The haftarah is the section from the Prophets read on Shabbat at the conclusion of the weekly Torah reading, as well as after the Torah reading on certain holidays and fast days.

The origins of the haftarah reading are somewhat vague, and several theories have been suggested:

  • The most common explanation is that in 168 BCE, when the Jews were under the rule of the Seleucid king Antiochus IV Epiphanes (of Chanukah infamy), they were forbidden to read from the Torah. The decree, however, was limited to the Five Books of Moses, so the sages instituted that a section of the Prophets be read instead, usually an idea that was related to the Torah reading that should have been read that week.1 This custom stuck even after it became safe to read from the Torah again.2
  • One of the earliest explanations suggested is that originally Jews would stay in the synagogue every day after the morning prayers and study sections from different parts of the Torah, one of them being the Prophets.

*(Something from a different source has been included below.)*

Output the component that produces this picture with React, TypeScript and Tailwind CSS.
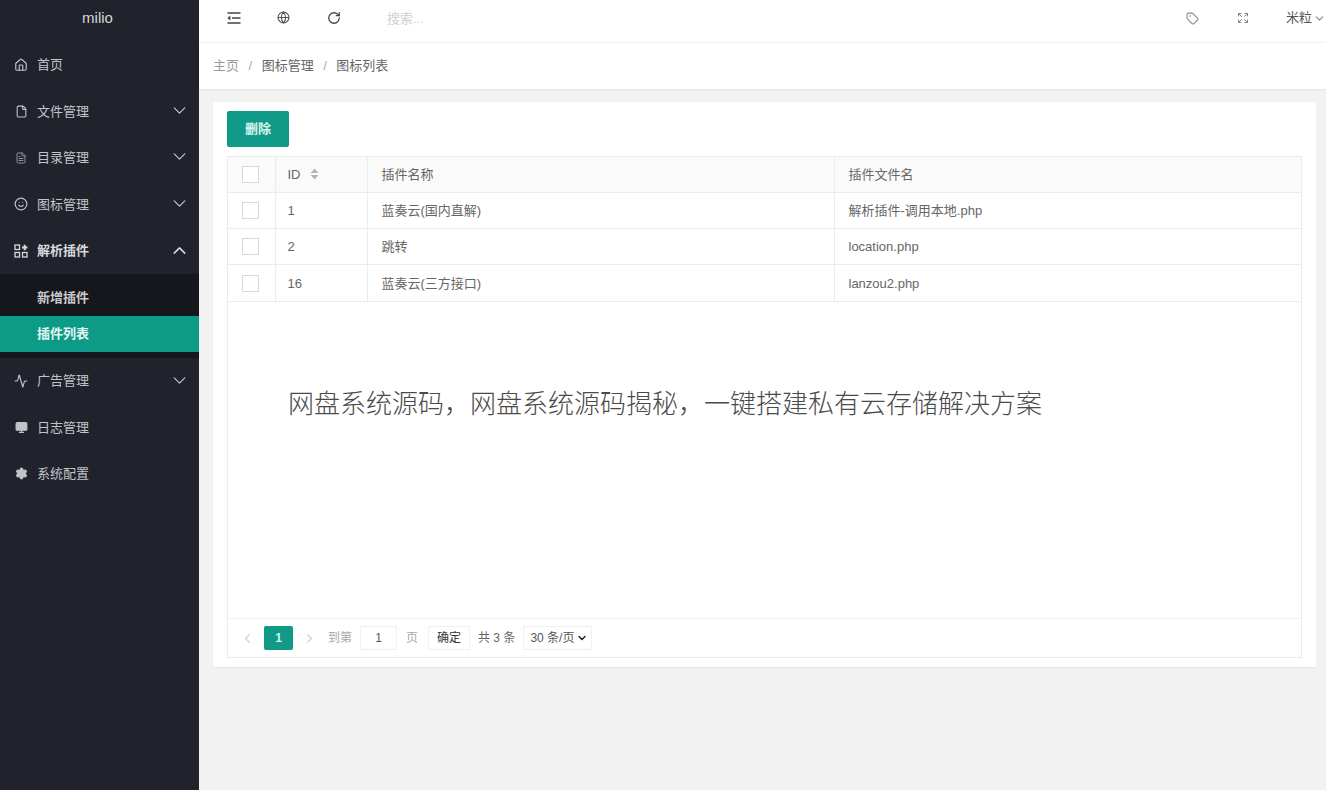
import {
  Activity,
  ChevronDown,
  ChevronLeft,
  ChevronRight,
  ChevronUp,
  Expand,
  File,
  FileText,
  Globe,
  House,
  Monitor,
  RotateCw,
  Settings,
  Smile,
  Tag,
} from "lucide-react";
import React from "react";

const font = "font-['Liberation_Sans','Noto_Sans_CJK_SC',sans-serif]";

function PluginIcon() {
  return (
    <svg viewBox="0 0 14 14" className="h-[14px] w-[14px]" fill="none" stroke="currentColor" strokeWidth="1.3">
      <rect x="1" y="1" width="4.5" height="4.5" />
      <rect x="1" y="8.5" width="4.5" height="4.5" />
      <rect x="8.5" y="8.5" width="4.5" height="4.5" />
      <path d="M10.7 0.8v5.4M8 3.5h5.4" strokeWidth="2" />
    </svg>
  );
}

function ShrinkIcon() {
  return (
    <svg viewBox="0 0 14 12" className="h-[12px] w-[14px]" fill="none" stroke="currentColor" strokeWidth="1.4">
      <path d="M0.5 1h13M5 6h8.5M0.5 11h13" />
      <path d="M3.4 3.6v4.8L0.4 6z" fill="currentColor" stroke="none" />
    </svg>
  );
}

const menuTop = [
  { label: "首页", icon: <House size={14} />, arrow: false },
  { label: "文件管理", icon: <File size={13} />, arrow: true },
  { label: "目录管理", icon: <FileText size={12} className="opacity-70" />, arrow: true },
  { label: "图标管理", icon: <Smile size={14} />, arrow: true },
];

const menuBottom = [
  { label: "广告管理", icon: <Activity size={14} />, arrow: true },
  { label: "日志管理", icon: <Monitor size={13} fill="currentColor" />, arrow: false },
  { label: "系统配置", icon: <Settings size={13} fill="currentColor" />, arrow: false },
];

const rows = [
  { id: 1, name: "蓝奏云(国内直解)", file: "解析插件-调用本地.php" },
  { id: 2, name: "跳转", file: "location.php" },
  { id: 16, name: "蓝奏云(三方接口)", file: "lanzou2.php" },
];

function MenuItem({ label, icon, arrow }: { label: string; icon: React.ReactNode; arrow: boolean }) {
  return (
    <div className="flex h-[46.4px] items-center pl-[14px] pr-[9px] text-[13px] text-[#c2c4c8]">
      <span className="flex w-[14px] justify-center">{icon}</span>
      <span className="ml-[9px] flex-1">{label}</span>
      {arrow && <ChevronDown size={21} strokeWidth={1.4} className="mb-[2px]" />}
    </div>
  );
}

function Checkbox() {
  return <div className="ml-[14px] h-[17px] w-[17px] border border-[#d8d8d8] bg-white" />;
}

export default function App() {
  return (
    <div className={`${font} flex h-[790px] w-[1326px] overflow-hidden bg-[#f2f2f2] text-[13px] text-[#666666]`}>
      <aside className="w-[199px] shrink-0 bg-[#20222c]">
        <div className="flex h-[37px] items-center justify-center pr-[4px] text-[15px] text-[#d5d6d8]">milio</div>
        <div className="pt-[5px]">
          {menuTop.map((m) => (
            <MenuItem key={m.label} {...m} />
          ))}
          <div className="flex h-[46.4px] items-center pl-[14px] pr-[9px] text-[13px] font-bold text-[#d8d9dc]">
            <span className="flex w-[14px] justify-center">
              <PluginIcon />
            </span>
            <span className="ml-[9px] flex-1">解析插件</span>
            <ChevronUp size={21} strokeWidth={1.8} />
          </div>
          <div className="bg-[#15171c]">
            <div className="flex h-[42px] items-center pl-[37px] pt-[5px] font-bold text-[#c9cacd]">新增插件</div>
            <div className="flex h-[36px] items-center bg-[#0d9b88] pl-[37px] font-bold text-[#e4f6f2]">插件列表</div>
            <div className="h-[6px]" />
          </div>
          {menuBottom.map((m) => (
            <MenuItem key={m.label} {...m} />
          ))}
        </div>
      </aside>

      <main className="flex min-w-0 flex-1 flex-col">
        <header className="flex h-[43px] shrink-0 items-center border-b border-[#f0f0f0] bg-white pb-[7px]">
          <div className="ml-[28px] flex w-[50px] text-[#444444]">
            <ShrinkIcon />
          </div>
          <div className="flex w-[50px] text-[#555555]">
            <Globe size={13} />
          </div>
          <div className="flex w-[60px] text-[#444444]">
            <RotateCw size={14} strokeWidth={2.2} />
          </div>
          <span className="pt-[2px] text-[13px] text-[#d0d0d0]">搜索...</span>
          <div className="ml-auto flex items-center pt-[1px] text-[#888888]">
            <Tag size={13} />
            <Expand size={12} className="ml-[38px]" />
            <span className="ml-[37px] whitespace-nowrap text-[13px] text-[#555555]">米粒</span>
            <ChevronDown size={13} className="ml-[1px]" />
          </div>
        </header>

        <nav className="flex h-[46px] shrink-0 items-center bg-white pl-[14px] shadow-[0_1px_2px_rgba(0,0,0,0.06)]">
          <span className="text-[#999999]">主页</span>
          <span className="mx-[9.5px] text-[#aaaaaa]">/</span>
          <span className="text-[#666666]">图标管理</span>
          <span className="mx-[9.5px] text-[#aaaaaa]">/</span>
          <span className="text-[#666666]">图标列表</span>
        </nav>

        <div className="px-[10px] pl-[14px] pt-[13px]">
          <section className="flex h-[565px] flex-col rounded-[2px] bg-white px-[14px] pb-[9px] pt-[9px] shadow-[0_1px_2px_rgba(0,0,0,0.05)]">
            <button className="h-[36px] w-[62px] rounded-[2px] bg-[#109a87] text-[13px] font-bold text-[#d9f5ef]">删除</button>

            <div className="mt-[9px] flex min-h-0 flex-1 flex-col border border-[#ececec]">
              <table className="w-full table-fixed border-collapse">
                <colgroup>
                  <col className="w-[47px]" />
                  <col className="w-[92px]" />
                  <col className="w-[467px]" />
                  <col />
                </colgroup>
                <thead>
                  <tr className="h-[35px] bg-[#fafafa] text-left">
                    <th className="border-r border-[#ececec] font-normal shadow-[1px_0_3px_rgba(0,0,0,0.04)]">
                      <Checkbox />
                    </th>
                    <th className="border-r border-[#ececec] pl-[12px] font-normal">
                      <span className="inline-flex items-center">
                        ID
                        <svg viewBox="0 0 8 12" className="ml-[9px] h-[12px] w-[9px] fill-[#b5b5b5]">
                          <path d="M4 0.5 8 5H0zM4 11.5 0 7h8z" />
                        </svg>
                      </span>
                    </th>
                    <th className="border-r border-[#ececec] pl-[14px] font-normal">插件名称</th>
                    <th className="pl-[14px] font-normal">插件文件名</th>
                  </tr>
                </thead>
                <tbody>
                  {rows.map((r) => (
                    <tr key={r.id} className="h-[36.4px] border-t border-[#ececec]">
                      <td className="border-r border-[#ececec] shadow-[1px_0_3px_rgba(0,0,0,0.04)]">
                        <Checkbox />
                      </td>
                      <td className="border-r border-[#ececec] pl-[12px] pt-[1px]">{r.id}</td>
                      <td className="border-r border-[#ececec] pl-[14px] pt-[1px]">{r.name}</td>
                      <td className="pl-[14px] pt-[1px]">{r.file}</td>
                    </tr>
                  ))}
                </tbody>
              </table>

              <div className="min-h-0 flex-1 border-t border-[#ececec] pl-[60px] pt-[85px] text-[26px] font-light leading-[34px] text-[#4a4a4a]">
                网盘系统源码，网盘系统源码揭秘，一键搭建私有云存储解决方案
              </div>

              <div className="flex h-[39px] shrink-0 items-center border-t border-[#f0f0f0] pl-[12px] text-[12px]">
                <ChevronLeft size={15} className="text-[#d2d2d2]" />
                <span className="ml-[9px] flex h-[24px] w-[29px] items-center justify-center rounded-[2px] bg-[#109a87] font-bold text-[#d9f5ef]">1</span>
                <ChevronRight size={15} className="ml-[9px] text-[#d2d2d2]" />
                <span className="ml-[11px] text-[#a8a8a8]">到第</span>
                <span className="ml-[8px] flex h-[24px] w-[37px] items-center justify-center border border-[#f0f0f0] text-[#555555]">1</span>
                <span className="ml-[9px] text-[#a8a8a8]">页</span>
                <span className="ml-[10px] flex h-[24px] w-[42px] items-center justify-center border border-[#f0f0f0] text-[#333333]">确定</span>
                <span className="ml-[8px] text-[#666666]">共 3 条</span>
                <span className="ml-[8px] flex h-[24px] w-[69px] items-center justify-between border border-[#f0f0f0] pl-[6px] pr-[3px] text-[#555555]">
                  30 条/页
                  <ChevronDown size={12} strokeWidth={3} className="text-[#222222]" />
                </span>
              </div>
            </div>
          </section>
        </div>
      </main>
    </div>
  );
}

In financially trying times, when they could no longer afford this luxury of extra time spent in the synagogue, they cut it down to saying a few verses from the Prophets in the Uva l’Tzion prayer at the end of the weekday service, but held on to the custom of reading a longer part of the Prophets on Shabbat.3
  • An alternative explanation, offered by some more recent Jewish scholars, is that the haftarah reading was instituted to combat the influence of those sects that viewed the Torah as consisting only of the Five Books of Moses.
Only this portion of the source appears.